Please write out the lines of the data exactly, beginning with the first and ending with the line containing "string; rows: string[]"; leave the pictures behind.

## Data lines
START

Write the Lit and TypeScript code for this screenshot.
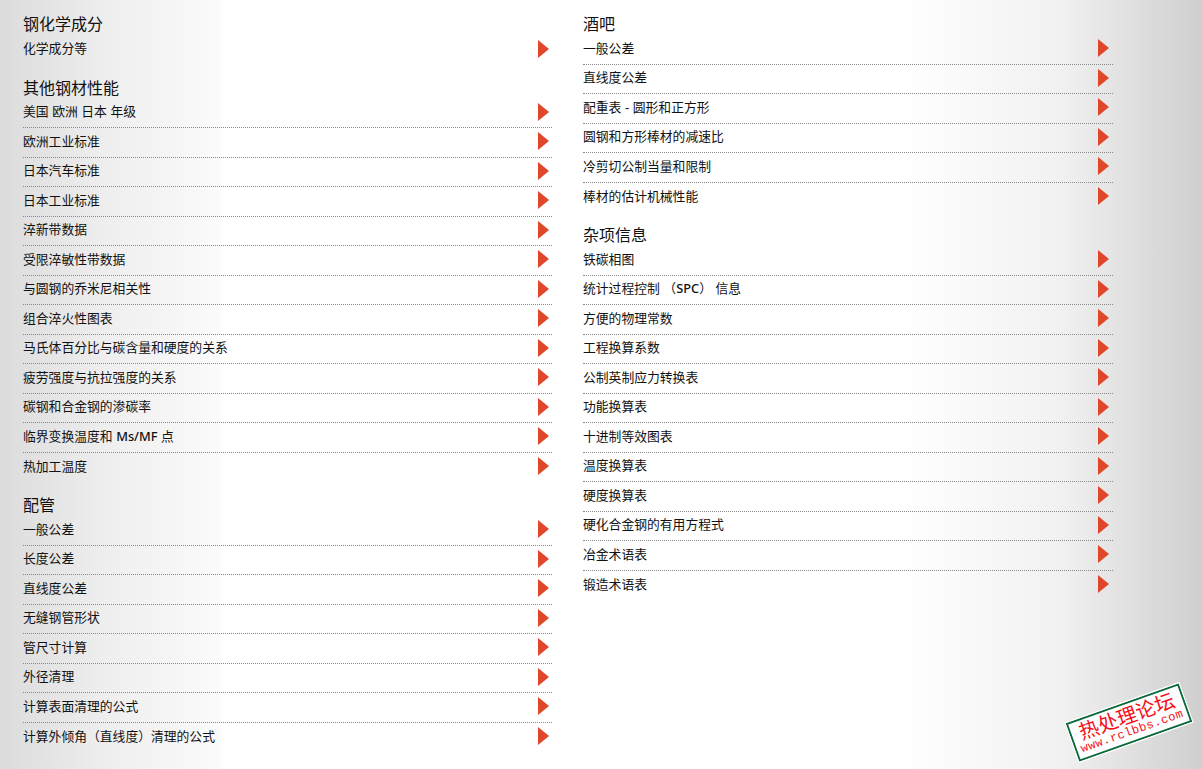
import { LitElement, html, css } from "lit";
import { customElement } from "lit/decorators.js";

type Section = { title: string; rows: string[] };

const left: Section[] = [
  { title: "钢化学成分", rows: ["化学成分等"] },
  {
    title: "其他钢材性能",
    rows: ["美国 欧洲 日本 年级", "欧洲工业标准", "日本汽车标准", "日本工业标准", "淬新带数据", "受限淬敏性带数据", "与圆钢的乔米尼相关性", "组合淬火性图表", "马氏体百分比与碳含量和硬度的关系", "疲劳强度与抗拉强度的关系", "碳钢和合金钢的渗碳率", "临界变换温度和 Ms/MF 点", "热加工温度"],
  },
  {
    title: "配管",
    rows: ["一般公差", "长度公差", "直线度公差", "无缝钢管形状", "管尺寸计算", "外径清理", "计算表面清理的公式", "计算外倾角（直线度）清理的公式"],
  },
];
const right: Section[] = [
  { title: "酒吧", rows: ["一般公差", "直线度公差", "配重表 - 圆形和正方形", "圆钢和方形棒材的减速比", "冷剪切公制当量和限制", "棒材的估计机械性能"] },
  {
    title: "杂项信息",
    rows: ["铁碳相图", "统计过程控制 （SPC） 信息", "方便的物理常数", "工程换算系数", "公制英制应力转换表", "功能换算表", "十进制等效图表", "温度换算表", "硬度换算表", "硬化合金钢的有用方程式", "冶金术语表", "锻造术语表"],
  },
];

@customElement("app-root")
export class AppRoot extends LitElement {
  static styles = css`
    :host {
      display: block;
      position: relative;
      width: 1202px;
      height: 769px;
      overflow: hidden;
      font-family: "Liberation Sans", "Noto Sans CJK SC", sans-serif;
      color: #111;
      background: linear-gradient(90deg, #dddcdc 0, #f0efef 110px, #f7f6f6 180px, #fbfbfb 218px, #fff 224px, #fff 900px, #f1f1f1 1060px, #d0cfcf 1202px);
    }
    .cols {
      display: grid;
      grid-template-columns: 529px 530px;
      column-gap: 31px;
      padding: 13px 0 0 23px;
    }
    .section { margin-bottom: 12px; }
    h2 {
      margin: 0;
      height: 22px;
      line-height: 23px;
      font-size: 16px;
      font-weight: 400;
    }
    .row {
      display: flex;
      align-items: center;
      justify-content: space-between;
      box-sizing: border-box;
      height: 29.5px;
      padding: 0 3px 2px 0;
      font-size: 12.8px;
      border-bottom: 1px dotted #8a8a8a;
    }
    .row:last-child { border-bottom: none; }
    .label { margin-bottom: 2px; }
    .lat { font-family: "Noto Sans", sans-serif; font-weight: 500; }
    .right .row { padding-right: 4px; }
    .row svg { display: block; width: 11px; height: 18px; }
    .stamp {
      position: absolute;
      left: 1069px;
      top: 702px;
      width: 120px;
      height: 41px;
      box-sizing: border-box;
      border: 2px solid #0b6b3c;
      outline: 1px solid #fff;
      background: #fff;
      transform: rotate(-19.5deg);
      color: #f5101a;
      text-align: center;
      overflow: hidden;
    }
    .stamp .cn {
      font-family: "Noto Sans CJK SC", sans-serif;
      font-size: 20px;
      line-height: 22px;
      white-space: nowrap;
    }
    .stamp .url {
      font-family: "Liberation Mono", monospace;
      font-size: 12px;
      line-height: 13px;
      letter-spacing: 0.5px;
      white-space: nowrap;
    }
  `;

  private label(text: string) {
    const m = text.match(/^(.*?)(Ms\/MF|SPC)(.*)$/);
    return m
      ? html`<span class="label">${m[1]}<span class="lat">${m[2]}</span>${m[3]}</span>`
      : html`<span class="label">${text}</span>`;
  }

  private renderSection(s: Section) {
    return html`<section class="section">
      <h2>${s.title}</h2>
      ${s.rows.map(
        (r) => html`<div class="row">
          ${this.label(r)}
          <svg viewBox="0 0 11 18"><path d="M0 0L11 9L0 18Z" fill="#e0472a"></path></svg>
        </div>`
      )}
    </section>`;
  }

  render() {
    return html`<div class="cols">
        <div>${left.map((s) => this.renderSection(s))}</div>
        <div class="right">${right.map((s) => this.renderSection(s))}</div>
      </div>
      <div class="stamp"><div class="cn">热处理论坛</div><div class="url">www.rclbbs.com</div></div>`;
  }
}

END

## Reply
Write the Lit and TypeScript code for this screenshot.
import { LitElement, html, css } from "lit";
import { customElement } from "lit/decorators.js";

type Section = { title: string; rows: string[] };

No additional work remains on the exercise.